TASK DESCRIPTION
Please print the lines between the one with "Convert this screenshot" and the one with "<Heading>주문 상세</Heading>", both ends included, exactly as written, with no pictures.

Rows from a dataset of pages and code

▬▬▬▬▬▬

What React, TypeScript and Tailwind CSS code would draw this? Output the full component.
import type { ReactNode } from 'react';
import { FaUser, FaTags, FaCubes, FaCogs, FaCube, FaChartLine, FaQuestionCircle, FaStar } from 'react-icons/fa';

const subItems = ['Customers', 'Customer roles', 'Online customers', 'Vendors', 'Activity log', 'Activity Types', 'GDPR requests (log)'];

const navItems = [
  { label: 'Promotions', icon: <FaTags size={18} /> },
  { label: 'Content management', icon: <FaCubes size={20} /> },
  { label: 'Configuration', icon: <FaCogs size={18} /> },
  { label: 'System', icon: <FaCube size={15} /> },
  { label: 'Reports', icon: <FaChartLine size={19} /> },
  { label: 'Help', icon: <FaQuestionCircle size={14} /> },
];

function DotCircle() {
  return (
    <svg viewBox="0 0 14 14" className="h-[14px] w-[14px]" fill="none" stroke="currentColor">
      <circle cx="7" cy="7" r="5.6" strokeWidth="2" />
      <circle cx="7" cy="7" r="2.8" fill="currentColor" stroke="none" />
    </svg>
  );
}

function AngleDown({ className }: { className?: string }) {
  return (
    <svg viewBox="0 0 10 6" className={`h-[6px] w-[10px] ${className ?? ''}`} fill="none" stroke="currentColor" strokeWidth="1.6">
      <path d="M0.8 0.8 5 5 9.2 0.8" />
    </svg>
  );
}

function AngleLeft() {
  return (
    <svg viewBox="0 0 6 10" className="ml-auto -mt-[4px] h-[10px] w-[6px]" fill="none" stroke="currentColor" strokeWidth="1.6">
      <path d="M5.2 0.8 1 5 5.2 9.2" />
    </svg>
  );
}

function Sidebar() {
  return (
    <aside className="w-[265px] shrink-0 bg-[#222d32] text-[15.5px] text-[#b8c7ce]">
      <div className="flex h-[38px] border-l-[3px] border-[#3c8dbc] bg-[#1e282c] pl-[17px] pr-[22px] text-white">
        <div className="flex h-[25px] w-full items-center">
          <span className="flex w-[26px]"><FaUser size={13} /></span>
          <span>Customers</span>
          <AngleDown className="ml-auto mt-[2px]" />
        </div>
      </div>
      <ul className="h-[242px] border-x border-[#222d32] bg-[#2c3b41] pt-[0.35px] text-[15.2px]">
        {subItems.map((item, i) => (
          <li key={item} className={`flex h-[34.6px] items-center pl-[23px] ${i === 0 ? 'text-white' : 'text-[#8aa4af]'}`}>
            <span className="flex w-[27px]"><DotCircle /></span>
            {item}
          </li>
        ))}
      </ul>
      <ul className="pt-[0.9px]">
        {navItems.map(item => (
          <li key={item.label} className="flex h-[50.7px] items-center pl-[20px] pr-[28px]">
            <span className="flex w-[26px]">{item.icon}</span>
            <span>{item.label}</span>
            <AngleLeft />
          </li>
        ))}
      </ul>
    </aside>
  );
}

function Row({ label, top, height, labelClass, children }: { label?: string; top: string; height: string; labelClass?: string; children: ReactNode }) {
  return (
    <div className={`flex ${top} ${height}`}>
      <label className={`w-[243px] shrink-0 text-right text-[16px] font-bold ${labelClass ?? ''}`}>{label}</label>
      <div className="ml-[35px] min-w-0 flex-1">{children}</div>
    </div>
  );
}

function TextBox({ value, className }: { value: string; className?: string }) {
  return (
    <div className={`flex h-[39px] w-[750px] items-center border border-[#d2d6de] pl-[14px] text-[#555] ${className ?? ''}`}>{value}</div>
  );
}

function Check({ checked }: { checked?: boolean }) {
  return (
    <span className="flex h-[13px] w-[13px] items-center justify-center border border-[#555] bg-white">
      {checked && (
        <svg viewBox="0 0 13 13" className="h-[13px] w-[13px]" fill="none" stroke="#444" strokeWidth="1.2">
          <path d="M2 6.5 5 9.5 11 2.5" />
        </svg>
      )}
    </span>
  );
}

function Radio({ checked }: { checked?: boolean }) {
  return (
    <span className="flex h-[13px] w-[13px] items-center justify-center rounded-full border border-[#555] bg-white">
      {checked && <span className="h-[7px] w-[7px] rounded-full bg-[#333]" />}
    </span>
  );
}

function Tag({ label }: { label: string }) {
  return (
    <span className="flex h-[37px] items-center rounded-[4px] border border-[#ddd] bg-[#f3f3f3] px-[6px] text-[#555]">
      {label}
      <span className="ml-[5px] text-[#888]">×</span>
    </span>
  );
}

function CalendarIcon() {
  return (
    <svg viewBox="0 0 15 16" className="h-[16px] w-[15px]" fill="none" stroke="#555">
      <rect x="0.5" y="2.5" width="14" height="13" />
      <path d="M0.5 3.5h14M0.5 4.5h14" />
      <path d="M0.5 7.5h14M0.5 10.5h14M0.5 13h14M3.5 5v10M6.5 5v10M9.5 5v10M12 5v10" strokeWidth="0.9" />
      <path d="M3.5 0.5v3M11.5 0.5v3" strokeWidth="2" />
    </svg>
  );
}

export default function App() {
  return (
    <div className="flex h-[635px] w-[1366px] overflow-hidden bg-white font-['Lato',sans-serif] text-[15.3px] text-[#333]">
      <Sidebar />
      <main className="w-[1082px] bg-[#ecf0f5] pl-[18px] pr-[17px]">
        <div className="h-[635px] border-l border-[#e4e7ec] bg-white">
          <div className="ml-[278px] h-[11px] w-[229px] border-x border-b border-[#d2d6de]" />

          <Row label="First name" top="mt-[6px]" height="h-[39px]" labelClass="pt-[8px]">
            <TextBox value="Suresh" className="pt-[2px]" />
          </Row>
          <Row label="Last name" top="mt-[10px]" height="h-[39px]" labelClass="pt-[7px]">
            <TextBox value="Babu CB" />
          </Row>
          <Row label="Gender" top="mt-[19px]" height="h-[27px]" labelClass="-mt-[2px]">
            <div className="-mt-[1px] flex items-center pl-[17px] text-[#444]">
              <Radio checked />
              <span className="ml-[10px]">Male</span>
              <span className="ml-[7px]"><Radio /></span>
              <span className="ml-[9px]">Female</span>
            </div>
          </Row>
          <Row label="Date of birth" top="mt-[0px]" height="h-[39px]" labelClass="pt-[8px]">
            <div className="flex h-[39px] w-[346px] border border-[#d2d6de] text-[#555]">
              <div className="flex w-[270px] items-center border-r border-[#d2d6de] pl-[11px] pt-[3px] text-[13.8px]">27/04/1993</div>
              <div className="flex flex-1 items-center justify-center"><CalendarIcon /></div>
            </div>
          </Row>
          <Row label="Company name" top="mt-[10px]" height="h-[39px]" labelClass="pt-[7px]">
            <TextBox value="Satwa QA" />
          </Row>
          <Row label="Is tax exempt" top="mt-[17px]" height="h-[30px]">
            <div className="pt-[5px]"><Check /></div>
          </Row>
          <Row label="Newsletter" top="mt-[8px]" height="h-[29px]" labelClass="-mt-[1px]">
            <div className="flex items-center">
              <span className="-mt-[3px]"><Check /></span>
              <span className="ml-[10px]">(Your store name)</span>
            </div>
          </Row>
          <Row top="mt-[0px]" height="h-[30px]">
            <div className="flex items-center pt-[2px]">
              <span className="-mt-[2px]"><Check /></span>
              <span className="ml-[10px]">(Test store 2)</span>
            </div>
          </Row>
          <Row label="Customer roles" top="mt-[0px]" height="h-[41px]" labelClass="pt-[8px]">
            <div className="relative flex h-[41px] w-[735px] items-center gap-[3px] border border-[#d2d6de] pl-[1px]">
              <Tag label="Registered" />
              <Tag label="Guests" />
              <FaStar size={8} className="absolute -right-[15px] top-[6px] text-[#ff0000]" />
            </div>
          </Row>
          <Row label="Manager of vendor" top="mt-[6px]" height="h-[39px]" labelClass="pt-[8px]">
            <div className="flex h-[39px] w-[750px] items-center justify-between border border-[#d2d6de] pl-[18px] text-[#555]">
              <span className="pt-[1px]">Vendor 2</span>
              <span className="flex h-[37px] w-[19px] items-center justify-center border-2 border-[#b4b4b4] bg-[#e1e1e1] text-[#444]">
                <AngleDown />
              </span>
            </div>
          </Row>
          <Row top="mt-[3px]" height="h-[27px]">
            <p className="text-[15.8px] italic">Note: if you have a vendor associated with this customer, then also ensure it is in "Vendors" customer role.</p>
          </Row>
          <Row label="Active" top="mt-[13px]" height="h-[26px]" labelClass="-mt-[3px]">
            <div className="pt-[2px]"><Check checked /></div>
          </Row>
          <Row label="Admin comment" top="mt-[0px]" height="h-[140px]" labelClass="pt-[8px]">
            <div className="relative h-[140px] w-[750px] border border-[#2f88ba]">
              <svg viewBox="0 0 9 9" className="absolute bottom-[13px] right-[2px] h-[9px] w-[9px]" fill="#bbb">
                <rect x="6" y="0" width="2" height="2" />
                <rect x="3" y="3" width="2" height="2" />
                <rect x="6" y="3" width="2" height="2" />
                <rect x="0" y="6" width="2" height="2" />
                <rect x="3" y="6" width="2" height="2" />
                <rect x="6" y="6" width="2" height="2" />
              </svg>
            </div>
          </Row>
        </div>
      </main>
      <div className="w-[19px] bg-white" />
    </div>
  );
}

▬▬▬▬▬▬

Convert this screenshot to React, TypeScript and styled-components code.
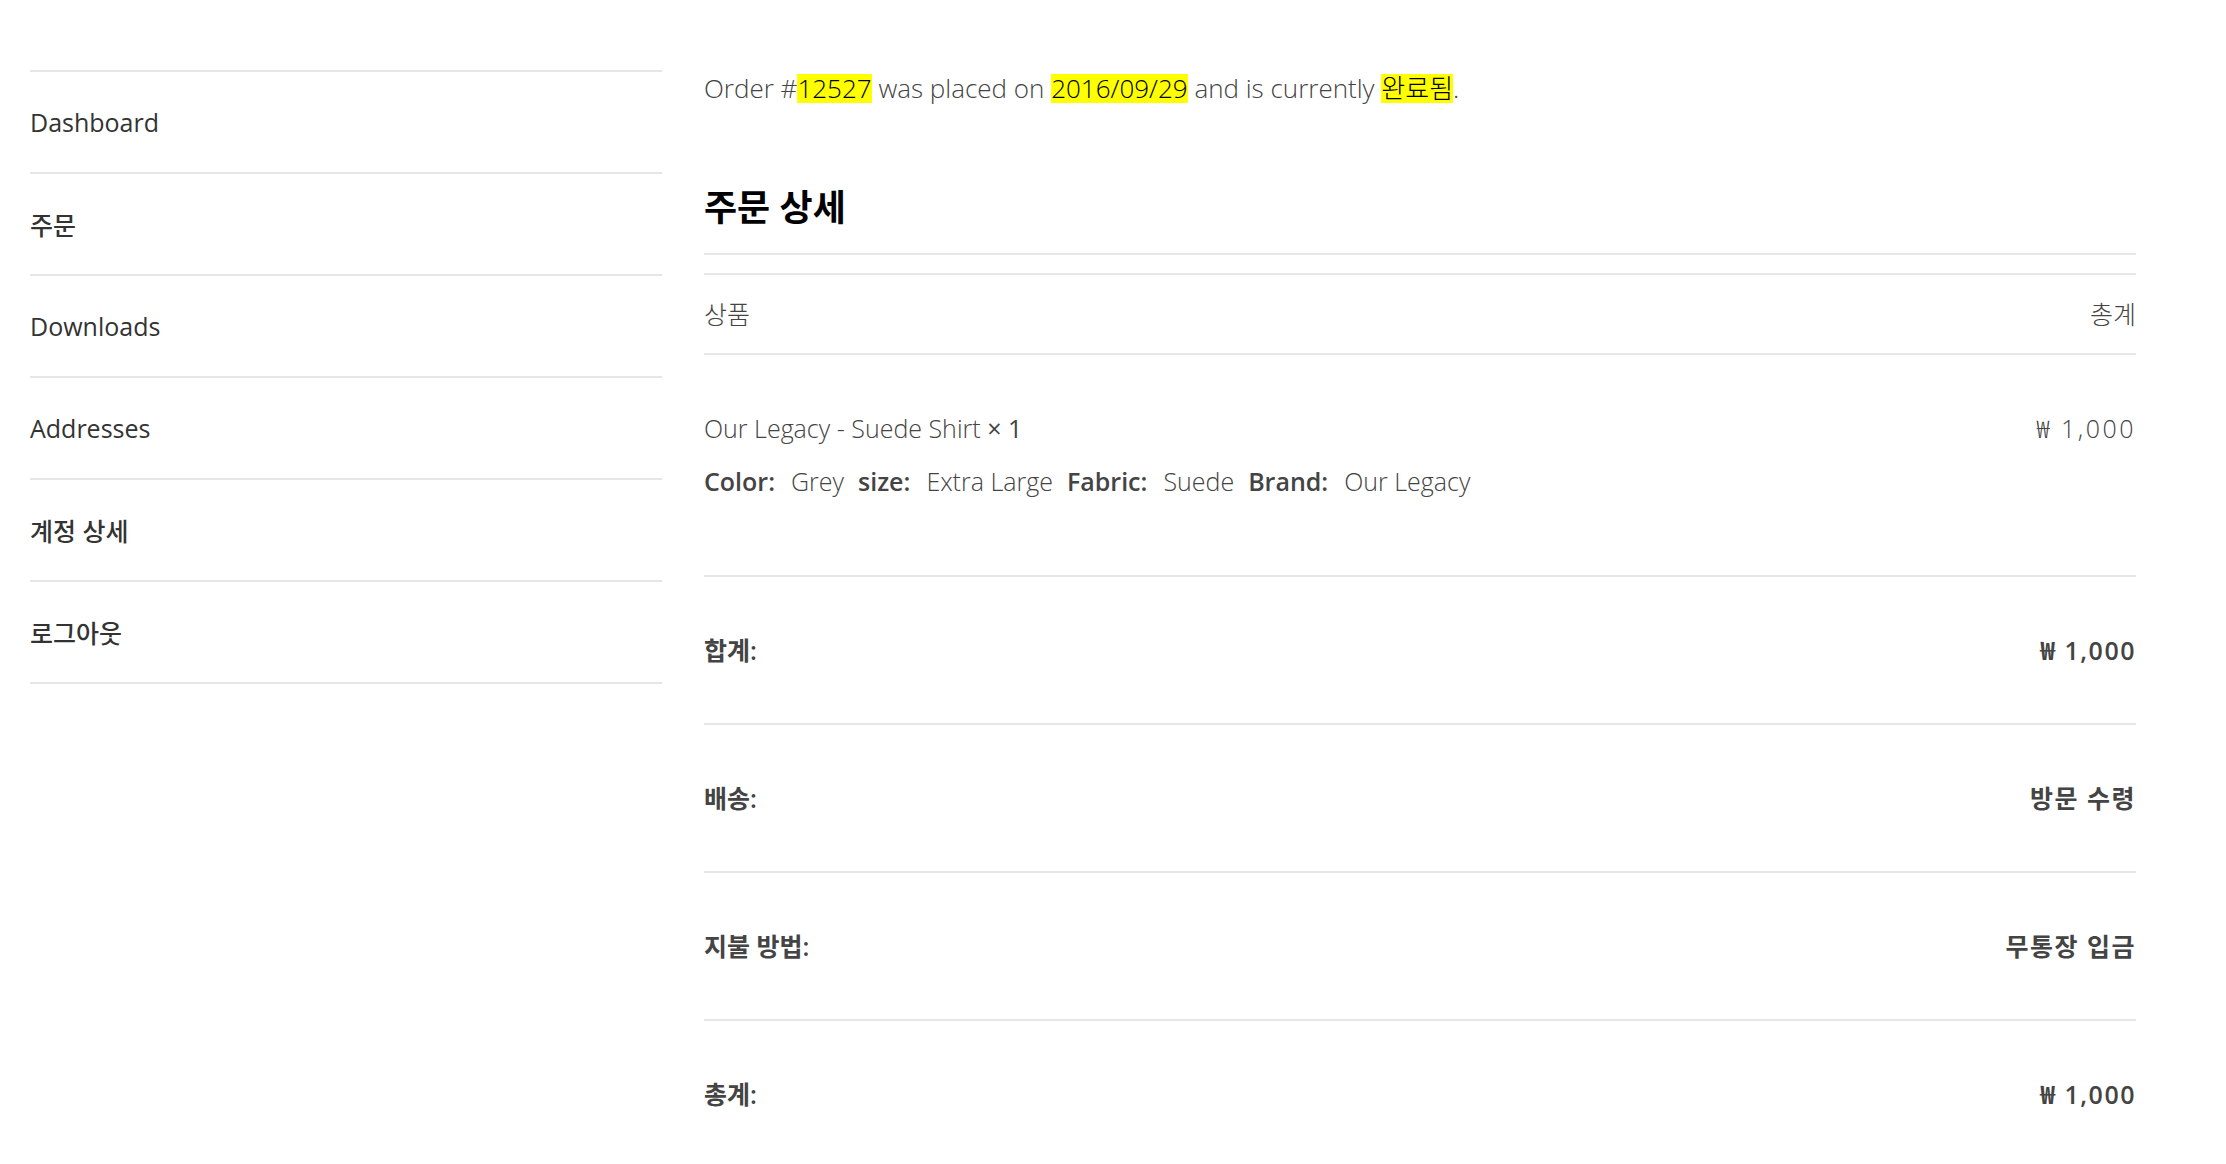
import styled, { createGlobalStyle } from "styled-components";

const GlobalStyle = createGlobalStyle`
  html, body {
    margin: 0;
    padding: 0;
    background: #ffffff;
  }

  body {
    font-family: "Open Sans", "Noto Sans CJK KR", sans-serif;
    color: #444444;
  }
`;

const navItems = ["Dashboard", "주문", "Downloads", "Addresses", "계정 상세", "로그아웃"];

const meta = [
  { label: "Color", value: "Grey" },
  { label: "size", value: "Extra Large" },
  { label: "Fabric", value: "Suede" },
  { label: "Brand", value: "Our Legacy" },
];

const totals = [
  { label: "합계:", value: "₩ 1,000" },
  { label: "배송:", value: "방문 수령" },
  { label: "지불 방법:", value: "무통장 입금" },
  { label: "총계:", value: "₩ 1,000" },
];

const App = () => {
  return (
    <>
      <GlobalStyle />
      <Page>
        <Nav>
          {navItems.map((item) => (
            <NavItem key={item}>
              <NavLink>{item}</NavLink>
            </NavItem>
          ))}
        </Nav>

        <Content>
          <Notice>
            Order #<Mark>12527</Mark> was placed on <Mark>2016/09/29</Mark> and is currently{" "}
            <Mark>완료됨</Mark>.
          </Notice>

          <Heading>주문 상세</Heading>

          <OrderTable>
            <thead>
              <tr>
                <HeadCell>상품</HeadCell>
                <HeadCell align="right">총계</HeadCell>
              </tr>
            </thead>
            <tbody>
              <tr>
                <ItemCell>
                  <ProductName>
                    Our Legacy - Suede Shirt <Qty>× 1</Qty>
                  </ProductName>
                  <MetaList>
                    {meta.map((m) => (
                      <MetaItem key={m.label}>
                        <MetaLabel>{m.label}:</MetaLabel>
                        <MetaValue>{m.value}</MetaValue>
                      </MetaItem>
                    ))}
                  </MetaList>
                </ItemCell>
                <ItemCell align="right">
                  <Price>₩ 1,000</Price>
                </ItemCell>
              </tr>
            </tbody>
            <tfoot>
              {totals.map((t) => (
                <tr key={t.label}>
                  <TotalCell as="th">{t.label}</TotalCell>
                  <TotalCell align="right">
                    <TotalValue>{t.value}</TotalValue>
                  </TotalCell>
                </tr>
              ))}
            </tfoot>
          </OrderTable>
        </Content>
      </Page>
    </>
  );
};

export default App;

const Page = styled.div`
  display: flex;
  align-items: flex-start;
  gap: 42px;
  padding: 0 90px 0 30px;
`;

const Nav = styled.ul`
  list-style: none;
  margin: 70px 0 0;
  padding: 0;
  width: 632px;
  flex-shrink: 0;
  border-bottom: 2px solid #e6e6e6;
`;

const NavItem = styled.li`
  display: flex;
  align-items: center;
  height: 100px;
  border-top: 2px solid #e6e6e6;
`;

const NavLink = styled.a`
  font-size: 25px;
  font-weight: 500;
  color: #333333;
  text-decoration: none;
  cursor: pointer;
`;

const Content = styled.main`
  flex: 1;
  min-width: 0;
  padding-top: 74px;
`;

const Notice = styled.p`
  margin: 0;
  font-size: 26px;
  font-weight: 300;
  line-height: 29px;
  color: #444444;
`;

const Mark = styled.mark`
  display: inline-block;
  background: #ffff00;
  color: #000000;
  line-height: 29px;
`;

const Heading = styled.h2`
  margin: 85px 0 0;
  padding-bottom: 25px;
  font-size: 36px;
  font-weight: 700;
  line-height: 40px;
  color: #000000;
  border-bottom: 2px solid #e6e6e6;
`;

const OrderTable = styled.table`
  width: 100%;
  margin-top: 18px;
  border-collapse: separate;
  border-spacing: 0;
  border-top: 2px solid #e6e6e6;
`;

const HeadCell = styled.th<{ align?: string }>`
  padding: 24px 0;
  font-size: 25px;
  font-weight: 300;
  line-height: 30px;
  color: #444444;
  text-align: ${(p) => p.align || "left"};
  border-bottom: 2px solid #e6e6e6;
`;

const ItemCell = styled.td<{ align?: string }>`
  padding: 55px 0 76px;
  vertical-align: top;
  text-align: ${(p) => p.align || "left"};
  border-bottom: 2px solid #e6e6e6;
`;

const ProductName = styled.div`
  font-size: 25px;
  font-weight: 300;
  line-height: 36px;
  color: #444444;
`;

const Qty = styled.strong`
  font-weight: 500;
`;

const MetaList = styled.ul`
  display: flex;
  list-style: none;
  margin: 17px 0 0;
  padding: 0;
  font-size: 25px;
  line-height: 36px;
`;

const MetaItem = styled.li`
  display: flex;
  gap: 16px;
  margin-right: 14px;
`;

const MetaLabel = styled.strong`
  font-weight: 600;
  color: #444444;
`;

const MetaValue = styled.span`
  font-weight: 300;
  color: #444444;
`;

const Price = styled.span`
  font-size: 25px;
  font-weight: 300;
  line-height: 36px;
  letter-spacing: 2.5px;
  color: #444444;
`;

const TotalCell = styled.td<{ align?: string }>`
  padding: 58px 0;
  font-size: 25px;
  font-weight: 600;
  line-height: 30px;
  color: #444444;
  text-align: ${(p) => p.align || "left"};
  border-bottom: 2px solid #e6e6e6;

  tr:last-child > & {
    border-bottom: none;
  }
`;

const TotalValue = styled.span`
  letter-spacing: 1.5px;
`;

▬▬▬▬▬▬

EXERCISE OUTPUT
Convert this screenshot to React, TypeScript and styled-components code.
import styled, { createGlobalStyle } from "styled-components";

const GlobalStyle = createGlobalStyle`
  html, body {
    margin: 0;
    padding: 0;
    background: #ffffff;
  }

  body {
    font-family: "Open Sans", "Noto Sans CJK KR", sans-serif;
    color: #444444;
  }
`;

const navItems = ["Dashboard", "주문", "Downloads", "Addresses", "계정 상세", "로그아웃"];

const meta = [
  { label: "Color", value: "Grey" },
  { label: "size", value: "Extra Large" },
  { label: "Fabric", value: "Suede" },
  { label: "Brand", value: "Our Legacy" },
];

const totals = [
  { label: "합계:", value: "₩ 1,000" },
  { label: "배송:", value: "방문 수령" },
  { label: "지불 방법:", value: "무통장 입금" },
  { label: "총계:", value: "₩ 1,000" },
];

const App = () => {
  return (
    <>
      <GlobalStyle />
      <Page>
        <Nav>
          {navItems.map((item) => (
            <NavItem key={item}>
              <NavLink>{item}</NavLink>
            </NavItem>
          ))}
        </Nav>

        <Content>
          <Notice>
            Order #<Mark>12527</Mark> was placed on <Mark>2016/09/29</Mark> and is currently{" "}
            <Mark>완료됨</Mark>.
          </Notice>

          <Heading>주문 상세</Heading>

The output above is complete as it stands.